3. Obama should encourage the Saudis to go further in the direction of rethinking their campaign to have the Muslim Brotherhood declared terrorists and destroyed. First, it is an impractical plan. Second, it has undone all the progress that was made after 2011 in reconciling the secular-minded with the fundamentalists, such that both were willing to contest elections together and serve in government together. Now, with Saudi encouragement, Egypt has cracked down hard on the Brotherhood, disenfranchising millions of Egyptians. Ironically, many of the small guerrilla bands the Saudis support in Syria have their origins in the Syrian Muslim Brotherhood.

4. Saudi Arabia needs to come into the 21st century and stop its frenetic rate of executions and its punishing of online dissent with life-crushing lashes. The Saudi government isn’t going to fall because some blogger has doubts about God. And if that is all it would take to cause the government to fall, then it deserves to.

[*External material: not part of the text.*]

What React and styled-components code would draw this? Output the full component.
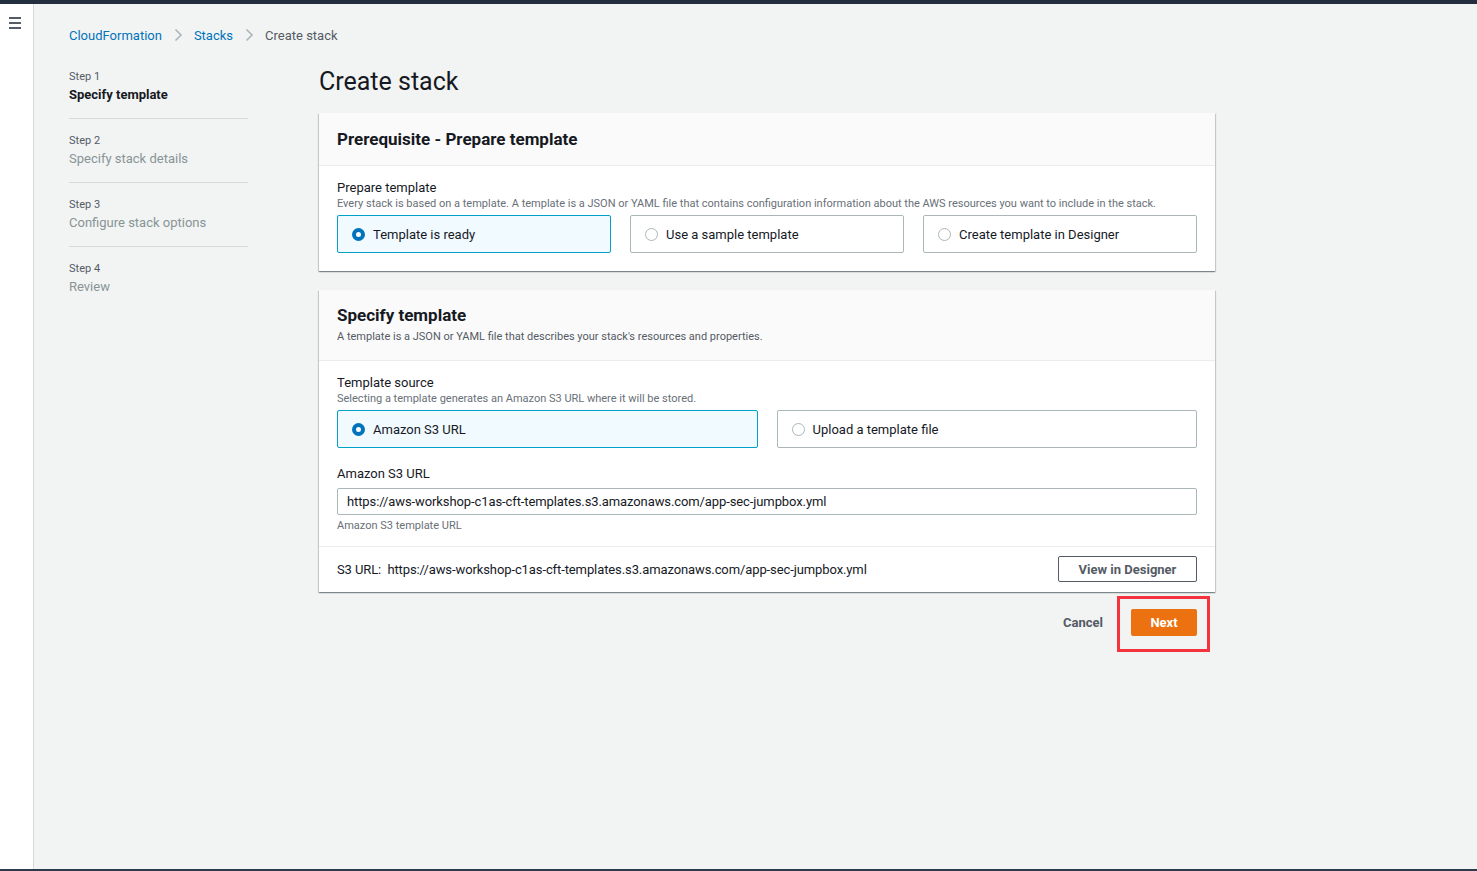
import React from 'react';
import styled, { createGlobalStyle } from 'styled-components';

const GlobalStyle = createGlobalStyle`
    * { box-sizing: border-box; }
    body {
        margin: 0;
        font-family: Roboto, "Liberation Sans", sans-serif;
        color: #16191f;
        background: #f2f3f3;
    }
`;

const steps = [
    { n: 1, title: 'Specify template', active: true },
    { n: 2, title: 'Specify stack details' },
    { n: 3, title: 'Configure stack options' },
    { n: 4, title: 'Review' },
];

const templateUrl = 'https://aws-workshop-c1as-cft-templates.s3.amazonaws.com/app-sec-jumpbox.yml';

function Chevron() {
    return (
        <svg width="12" height="16" viewBox="0 0 12 16">
            <path d="M3.5 2.5 L9 8 L3.5 13.5" fill="none" stroke="#aab7b8" strokeWidth="1.6" />
        </svg>
    );
}

function Radio({ checked }) {
    return <RadioDot $checked={checked} />;
}

function App() {
    return (
        <>
            <GlobalStyle />
            <Page>
                <SideRail>
                    <Burger>
                        <span /><span /><span />
                    </Burger>
                </SideRail>
                <Main>
                    <Breadcrumbs>
                        <Crumb $link>CloudFormation</Crumb>
                        <Chevron />
                        <Crumb $link>Stacks</Crumb>
                        <Chevron />
                        <Crumb>Create stack</Crumb>
                    </Breadcrumbs>

                    <Layout>
                        <StepNav>
                            {steps.map((s) => (
                                <StepItem key={s.n}>
                                    <StepNum>Step {s.n}</StepNum>
                                    <StepTitle $active={s.active}>{s.title}</StepTitle>
                                </StepItem>
                            ))}
                        </StepNav>

                        <Content>
                            <PageTitle>Create stack</PageTitle>

                            {/* Prerequisite */}
                            <Container>
                                <ContainerHeader>
                                    <h2>Prerequisite - Prepare template</h2>
                                </ContainerHeader>
                                <ContainerBody $pb={18}>
                                    <FieldLabel>Prepare template</FieldLabel>
                                    <FieldDesc>Every stack is based on a template. A template is a JSON or YAML file that contains configuration information about the AWS resources you want to include in the stack.</FieldDesc>
                                    <Tiles $cols={3}>
                                        <Tile $selected><Radio checked />Template is ready</Tile>
                                        <Tile><Radio />Use a sample template</Tile>
                                        <Tile><Radio />Create template in Designer</Tile>
                                    </Tiles>
                                </ContainerBody>
                            </Container>

                            {/* Specify template */}
                            <Container>
                                <ContainerHeader $tall>
                                    <h2>Specify template</h2>
                                    <p>A template is a JSON or YAML file that describes your stack's resources and properties.</p>
                                </ContainerHeader>
                                <ContainerBody $pb={13}>
                                    <FieldLabel>Template source</FieldLabel>
                                    <FieldDesc>Selecting a template generates an Amazon S3 URL where it will be stored.</FieldDesc>
                                    <Tiles $cols={2}>
                                        <Tile $selected><Radio checked />Amazon S3 URL</Tile>
                                        <Tile><Radio />Upload a template file</Tile>
                                    </Tiles>

                                    <UrlField>
                                        <FieldLabel>Amazon S3 URL</FieldLabel>
                                        <TextInput readOnly value={templateUrl} />
                                        <Hint>Amazon S3 template URL</Hint>
                                    </UrlField>
                                </ContainerBody>
                                <ContainerFooter>
                                    <UrlText>S3 URL:&nbsp; {templateUrl}</UrlText>
                                    <NormalButton>View in Designer</NormalButton>
                                </ContainerFooter>
                            </Container>

                            <Actions>
                                <LinkButton>Cancel</LinkButton>
                                <Highlight>
                                    <PrimaryButton>Next</PrimaryButton>
                                </Highlight>
                            </Actions>
                        </Content>
                    </Layout>
                </Main>
            </Page>
        </>
    );
}

const Page = styled.div`
    display: flex;
    height: 871px;
    border-top: 4px solid #232f3e;
    border-bottom: 2px solid #2d3a4a;
    overflow: hidden;
`;

const SideRail = styled.div`
    width: 34px;
    flex-shrink: 0;
    background: #fff;
    border-right: 1px solid #d5dbdb;
    padding: 13px 0 0 9px;
`;

const Burger = styled.div`
    display: flex;
    flex-direction: column;
    gap: 3px;
    width: 12px;

    span {
        display: block;
        height: 2px;
        background: #545b64;
    }
`;

const Main = styled.div`
    flex: 1;
    background: #f2f3f3;
    padding: 22px 0 0 35px;
`;

const Breadcrumbs = styled.nav`
    display: flex;
    align-items: center;
    gap: 10px;
    height: 18px;
    font-size: 13px;
`;

const Crumb = styled.span`
    color: ${(p) => (p.$link ? '#0073bb' : '#545b64')};
`;

const Layout = styled.div`
    display: flex;
    gap: 71px;
    margin-top: 21px;
`;

const StepNav = styled.div`
    width: 179px;
    padding-top: 4px;
`;

const StepItem = styled.div`
    padding: 0 0 14px;
    margin-bottom: 14px;
    border-bottom: 1px solid #d5dbdb;

    &:last-child {
        border-bottom: none;
    }
`;

const StepNum = styled.div`
    font-size: 11px;
    line-height: 16px;
    color: #545b64;
`;

const StepTitle = styled.div`
    font-size: 13px;
    line-height: 18px;
    margin-top: 1px;
    color: ${(p) => (p.$active ? '#16191f' : '#879596')};
    font-weight: ${(p) => (p.$active ? 700 : 400)};
`;

const Content = styled.div`
    width: 896px;
    display: flex;
    flex-direction: column;
`;

const PageTitle = styled.h1`
    margin: 0 0 14px;
    font-size: 25px;
    line-height: 34px;
    font-weight: 400;
    color: #16191f;
`;

const Container = styled.section`
    background: #fff;
    margin-bottom: 19px;
    box-shadow: 0 1px 1px 0 rgba(0, 28, 36, 0.3), 1px 1px 1px 0 rgba(0, 28, 36, 0.15), -1px 1px 1px 0 rgba(0, 28, 36, 0.15);
`;

const ContainerHeader = styled.div`
    background: #fafafa;
    border-bottom: 1px solid #eaeded;
    padding: ${(p) => (p.$tall ? '14px 18px 15px' : '15px 18px 15px')};

    h2 {
        margin: 0;
        font-size: 17px;
        line-height: 22px;
        font-weight: 700;
    }

    p {
        margin: 3px 0 0;
        font-size: 11px;
        line-height: 16px;
        color: #545b64;
    }
`;

const ContainerBody = styled.div`
    padding: 14px 18px ${(p) => p.$pb}px;
`;

const FieldLabel = styled.div`
    font-size: 13px;
    line-height: 16px;
    color: #16191f;
`;

const FieldDesc = styled.div`
    font-size: 11px;
    line-height: 16px;
    color: #687078;
`;

const Tiles = styled.div`
    display: grid;
    grid-template-columns: repeat(${(p) => p.$cols}, 1fr);
    gap: 19px;
    margin-top: 3px;
`;

const Tile = styled.div`
    display: flex;
    align-items: center;
    gap: 8px;
    height: 38px;
    padding: 0 14px;
    font-size: 13px;
    border: 1px solid ${(p) => (p.$selected ? '#00a1c9' : '#aab7b8')};
    background: ${(p) => (p.$selected ? '#f1faff' : '#fff')};
    border-radius: 2px;
`;

const RadioDot = styled.span`
    width: 13px;
    height: 13px;
    border-radius: 50%;
    flex-shrink: 0;
    border: ${(p) => (p.$checked ? '4px solid #0073bb' : '1px solid #aab7b8')};
    background: #fff;
`;

const UrlField = styled.div`
    margin-top: 18px;
`;

const TextInput = styled.input`
    display: block;
    width: 100%;
    height: 27px;
    margin-top: 6px;
    padding: 0 9px;
    border: 1px solid #aab7b8;
    border-radius: 2px;
    font-family: inherit;
    font-size: 13px;
    letter-spacing: -0.1px;
    color: #16191f;
    outline: none;
`;

const Hint = styled.div`
    margin-top: 4px;
    font-size: 11px;
    line-height: 14px;
    color: #687078;
`;

const ContainerFooter = styled.div`
    display: flex;
    align-items: center;
    justify-content: space-between;
    border-top: 1px solid #eaeded;
    padding: 9px 18px 10px;
    font-size: 13px;
`;

const UrlText = styled.span`
    letter-spacing: -0.1px;
`;

const NormalButton = styled.button`
    width: 139px;
    height: 26px;
    border: 1px solid #545b64;
    border-radius: 2px;
    background: #fff;
    color: #545b64;
    font-family: inherit;
    font-size: 13px;
    font-weight: 700;
`;

const Actions = styled.div`
    display: flex;
    justify-content: flex-end;
    align-items: center;
    gap: 28px;
    margin-top: -19px;
    padding-right: 18px;
`;

const LinkButton = styled.button`
    border: none;
    background: none;
    padding: 0;
    color: #545b64;
    font-family: inherit;
    font-size: 13px;
    font-weight: 700;
`;

const Highlight = styled.div`
    position: relative;
    padding: 17px 0 16px;

    &::after {
        content: '';
        position: absolute;
        left: -14px;
        right: -13px;
        top: 4px;
        bottom: 0;
        border: 3px solid #f5333f;
    }
`;

const PrimaryButton = styled.button`
    display: block;
    width: 66px;
    height: 27px;
    border: none;
    border-radius: 2px;
    background: #ec7211;
    color: #fff;
    font-family: inherit;
    font-size: 13px;
    font-weight: 700;
`;

export default App;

5. Riyadh, as President Obama advised, needs to reconcile itself with the Iran deal made by the UN Security Council, and with Iran’s reemergence as a country with which the region and the world does business. King Abdullah used to have the Iranian politicians, even Mahmoud Ahmadinejad, over to Riyadh, and the two countries consulted one another frankly despite differences. King Salman and his crew seem to want a fight, whether proxy or direct. It is not a fight they will win, and negotiating with Iran would be a more successful strategy.

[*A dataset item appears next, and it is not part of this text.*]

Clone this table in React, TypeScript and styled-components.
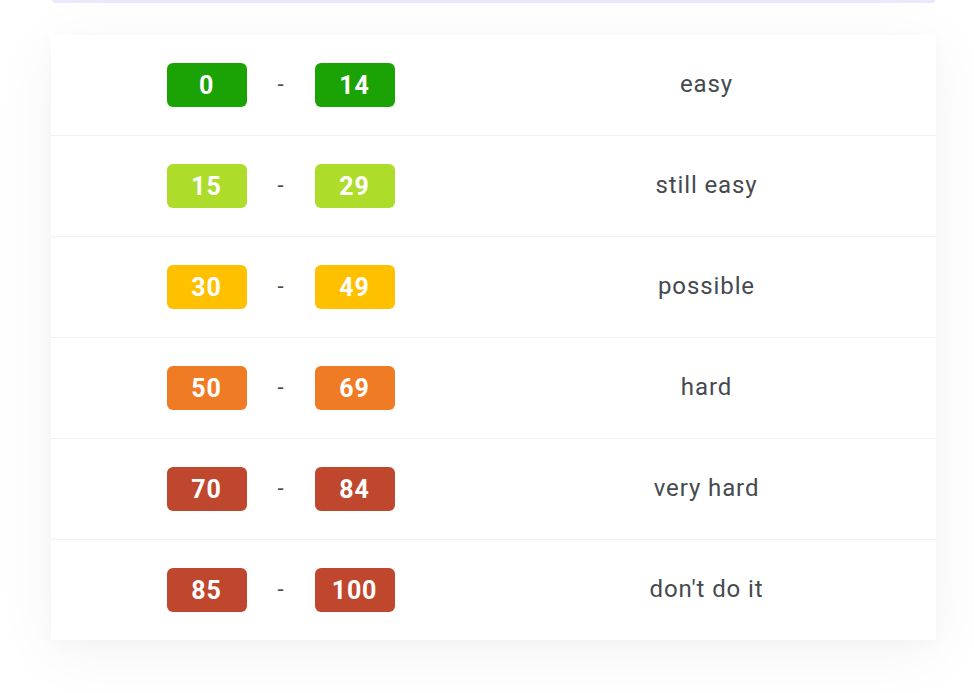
import styled, { createGlobalStyle } from 'styled-components';

const GlobalStyle = createGlobalStyle`
  html, body {
    margin: 0;
    padding: 0;
    background: #ffffff;
    font-family: Roboto, 'Liberation Sans', sans-serif;
  }
`;

const Page = styled.div`
  padding: 0 38px 0 51px;
  overflow: hidden;
  height: 693px;
`;

const TopStrip = styled.div`
  height: 3px;
  margin: 0 1px;
  background: #e9e9fb;
  border-radius: 0 0 6px 6px;
`;

const Card = styled.div`
  margin-top: 32px;
  background: #ffffff;
  box-shadow: 0 12px 60px rgba(0, 0, 0, 0.05), 0 4px 14px rgba(0, 0, 0, 0.025);
`;

const Row = styled.div`
  display: grid;
  grid-template-columns: 459px 1fr;
  align-items: center;
  height: 100px;
  border-bottom: 1px solid #eeeff3;

  &:last-child {
    border-bottom: none;
  }
`;

const Range = styled.div`
  display: flex;
  align-items: center;
  justify-content: center;
`;

const Badge = styled.span<{ $color: string }>`
  display: inline-flex;
  align-items: center;
  justify-content: center;
  width: 80px;
  height: 44px;
  border-radius: 6px;
  background: ${({ $color }) => $color};
  color: #ffffff;
  font-weight: 700;
  font-size: 25px;
  letter-spacing: 0.8px;
`;

const Dash = styled.span`
  width: 68px;
  text-align: center;
  color: #454a50;
  font-size: 22px;
  margin-top: -2px;
`;

const Label = styled.div`
  text-align: center;
  padding-right: 33px;
  color: #454a50;
  font-size: 24px;
  letter-spacing: 0.9px;
  margin-top: -2px;
`;

const levels = [
  { from: 0, to: 14, color: '#1ba205', label: 'easy' },
  { from: 15, to: 29, color: '#addc2b', label: 'still easy' },
  { from: 30, to: 49, color: '#ffc000', label: 'possible' },
  { from: 50, to: 69, color: '#ef7c24', label: 'hard' },
  { from: 70, to: 84, color: '#bf472e', label: 'very hard' },
  { from: 85, to: 100, color: '#bf472e', label: "don't do it" },
];

export default function App() {
  return (
    <Page>
      <GlobalStyle />
      <TopStrip />
      <Card>
        {levels.map((l) => (
          <Row key={l.label}>
            <Range>
              <Badge $color={l.color}>{l.from}</Badge>
              <Dash>-</Dash>
              <Badge $color={l.color}>{l.to}</Badge>
            </Range>
            <Label>{l.label}</Label>
          </Row>
        ))}
      </Card>
    </Page>
  );
}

6. Saudi Arabia has to be more transparent about its government’s relationship to the Salafi Jihadis who pulled off 9/11. The Saudi government was not behind 9/11 or in the know about it. Saudi Arabia has enormous investments in US stocks and other financial instruments, and it was obvious that something like an attack on the World Trade Center would tank the stock market and wipe out the value of their holdings. Only transparency about any contacts the kingdom had with al-Qaeda (especially if those were innocuous) can lift the building cloud. President Obama will veto a congressional attempt to lift Saudi Arabia’s immunity from civil lawsuits by ordinary Americans. But the next president may not block a future such measure. In the Middle East you stay out of trouble by keeping your head down. In the US you are a sitting duck if you do keep your head down– it is loudness and activity that protects you politically.


Related video:

Wochit: Anticipating Obama Visit, Saudis Try To Clean Up Image

7 Responses

  1. “The Saudi government was not behind 9/11 or in the know about it.” Maybe so, but years ago and just yesterday I read in credible sources that the two 9/11 plane hijackers living in San Diego had received payments from a bank account belonging to Bandar. Do you know about this? Is it more nuanced and plausibly deniable than what I describe?

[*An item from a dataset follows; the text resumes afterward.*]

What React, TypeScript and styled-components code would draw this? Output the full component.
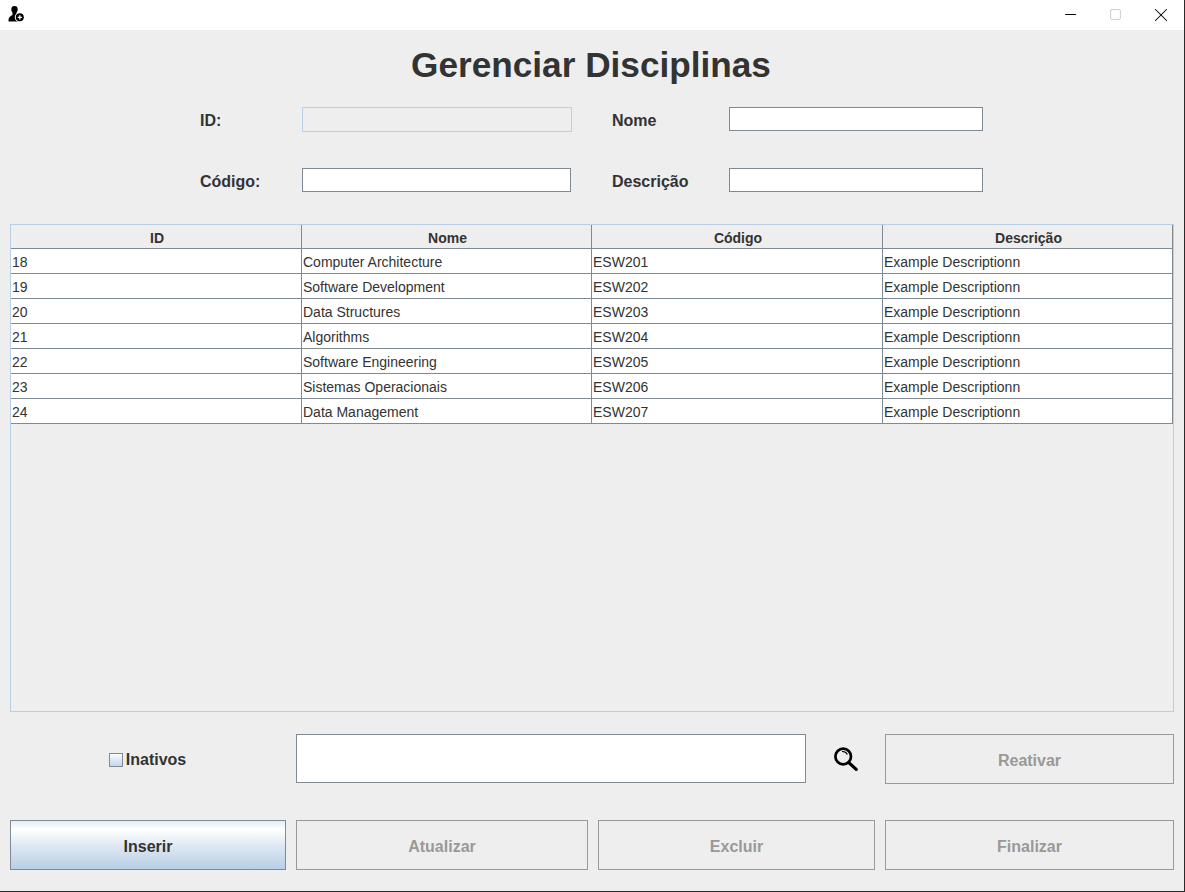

  2. “But it should also be noted that there is no statistical relationship between Wahhabism and extremism (most Wahhabis are not extremists andy more than most Shiites or Sunnis are).”

    Maybe there’s no stats, but every observer has pretty much concluded the relationship. Pakistan is a case in point with its Wahhabification and rise of extremism or sectarianism. Your chances are higher that you’d have an extremist condoning view following a Wahhabi or Salafi (or Pakistan’s local but similar flavours) group than another. Unfortunately they’ve been mainstreamed and adopted amongst Pak’s conservative Sunnis who may not realize it.

  3. I would add the need for SA to stop funding Wahhabi madrasas as they do in Pakistan and other countries. Whether intentionally or not they are a major source of radicalization for youth just seeking an education.

  4. I recently watched the front line regarding SA. I had no idea they cracked down on musicians. The show had a clip where a man playing the lute (a lute!) when he was accosted by religious police and Hus instrument broken.
    This is what ISIS does. In fact I came away from the show with the knowledge that SA is ISIS with oil contracts. SA is not humane nor civilized. They shod be treated like south Africa was in the 80s.

    • There is a classic (and true) story about a fire in a girl’s dormitory at an all girl’s school. Officials wouldn’t let the girls leave the building unless they had their hijab on.

  5. “Riyadh, as President Obama advised, needs to reconcile itself with the Iran deal made by the UN Security Council, and with Iran’s reemergence as a country with which the region and the world does business… King Salman and his crew seem to want a fight, whether proxy or direct. It is not a fight they will win, and negotiating with Iran would be a more successful strategy.”

    I hope President Obama convinces King Salman that what you have written directly above is the case. A more prosperous and stable future for all residents in the middle east, free of misguided Saudi policies, has enormous dividends for us too. The short-term and misguided policies that King Salman has pursued in Syria and Yemen are calamitous for Syrians, Yemenis, Iraqis, and also have not been salubrious for any of the residents in the middle east (not even Saudi Arabia).

    The Saudis may actually ostensibly “win” a few perceived direct or proxy fights against Iran, but what they fail to realize is that Iran does not appear at all interested in being dragged into the Saudi game. Unlike Saudi Arabia, Iran does not appear to wish to create or play zero-sum games, where potential stakes and resulting losses are significant. Instead, Iran appears to shrewdly concentrate on becoming the most developed and stable country in the middle east.

    Saudi Arabia has long believed that they could indefinitely mold the middle east as they saw fit: (1) depose any popular semi-democratic Arab regime (in Egypt), (2) cultivate puppet regimes (Bahrain and Egypt), and (3) bribe Pakistan and other countries into their misguided foreign policies. Saudi Arabia will need to learn to accommodate rising regional powers (Egypt and Iran). If it doesn’t learn, it will simply burn through it’s near bottomless coffers of foreign exchange reserves and material wealth and lose any regional influence it once had, which is fine.

    I wonder if President Obama will follow proposed legislature in the Senate that will preclude selling arms to Saudi Arabia until they follow human rights and international law with regards to their intervention in Yemen.